Exercise aim: Every line below should be copied exactly; drop the pictures.

◇ ◇ ◇ ◇ ◇

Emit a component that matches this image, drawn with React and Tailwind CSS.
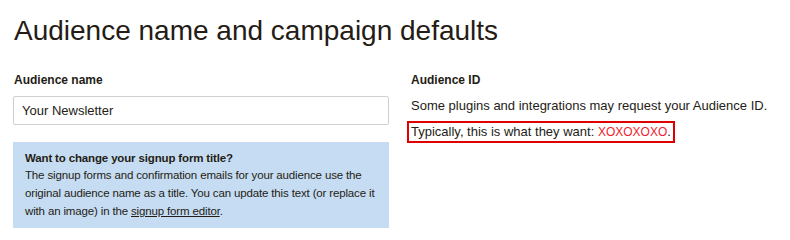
export default function App() {
  return (
    <div className="w-[790px] h-[240px] bg-white text-[#241c15] font-['Liberation_Sans',Arial,sans-serif] px-[14px] pt-[12px] overflow-hidden">
      <h1 className="text-[28px] leading-[38px] font-normal">
        Audience name and campaign defaults
      </h1>

      <div className="flex gap-[22px] mt-[22px]">
        <div className="w-[376px] shrink-0 -ml-px">
          <label className="block text-[12px] leading-[16px] font-bold ml-px">Audience name</label>
          <input
            type="text"
            defaultValue="Your Newsletter"
            className="mt-[8px] w-full h-[29px] px-[8px] border border-[#cfcfcf] rounded-[2px] text-[13px] text-[#241c15] focus:outline-none"
          />
          <div className="mt-[17px] bg-[#c6dcf2] pl-[12px] pr-[2px] pt-[9px] pb-[8px] text-[11.5px] tracking-[-0.15px]">
            <p className="font-bold leading-[15px]">Want to change your signup form title?</p>
            <p className="leading-[18px]">
              The signup forms and confirmation emails for your audience use the
              <br />
              original audience name as a title. You can update this text (or replace it
              <br />
              with an image) in the <a href="#" className="underline">signup form editor</a>.
            </p>
          </div>
        </div>

        <div className="flex-1">
          <h2 className="text-[12px] leading-[16px] font-bold">Audience ID</h2>
          <p className="mt-[8px] text-[13px] leading-[20px]">
            Some plugins and integrations may request your Audience ID.
          </p>
          <p className="mt-[5px] -ml-[4px] inline-block border-2 border-[#e00000] px-[2px] text-[13px] leading-[18px]">
            Typically, this is what they want: <span className="text-[#f21c2c] text-[12px]">XOXOXOXO</span>.
          </p>
        </div>
      </div>
    </div>
  )
}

◇ ◇ ◇ ◇ ◇

Answer to this problem:
Emit a component that matches this image, drawn with React and Tailwind CSS.
export default function App() {
  return (
    <div className="w-[790px] h-[240px] bg-white text-[#241c15] font-['Liberation_Sans',Arial,sans-serif] px-[14px] pt-[12px] overflow-hidden">
      <h1 className="text-[28px] leading-[38px] font-normal">
        Audience name and campaign defaults
      </h1>

      <div className="flex gap-[22px] mt-[22px]">
        <div className="w-[376px] shrink-0 -ml-px">
          <label className="block text-[12px] leading-[16px] font-bold ml-px">Audience name</label>
          <input
            type="text"
            defaultValue="Your Newsletter"
            className="mt-[8px] w-full h-[29px] px-[8px] border border-[#cfcfcf] rounded-[2px] text-[13px] text-[#241c15] focus:outline-none"
          />
          <div className="mt-[17px] bg-[#c6dcf2] pl-[12px] pr-[2px] pt-[9px] pb-[8px] text-[11.5px] tracking-[-0.15px]">
            <p className="font-bold leading-[15px]">Want to change your signup form title?</p>
            <p className="leading-[18px]">
              The signup forms and confirmation emails for your audience use the
              <br />
              original audience name as a title. You can update this text (or replace it
              <br />
              with an image) in the <a href="#" className="underline">signup form editor</a>.
            </p>
          </div>
        </div>

        <div className="flex-1">
          <h2 className="text-[12px] leading-[16px] font-bold">Audience ID</h2>
          <p className="mt-[8px] text-[13px] leading-[20px]">
            Some plugins and integrations may request your Audience ID.
          </p>
          <p className="mt-[5px] -ml-[4px] inline-block border-2 border-[#e00000] px-[2px] text-[13px] leading-[18px]">
            Typically, this is what they want: <span className="text-[#f21c2c] text-[12px]">XOXOXOXO</span>.
          </p>
        </div>
      </div>
    </div>
  )
}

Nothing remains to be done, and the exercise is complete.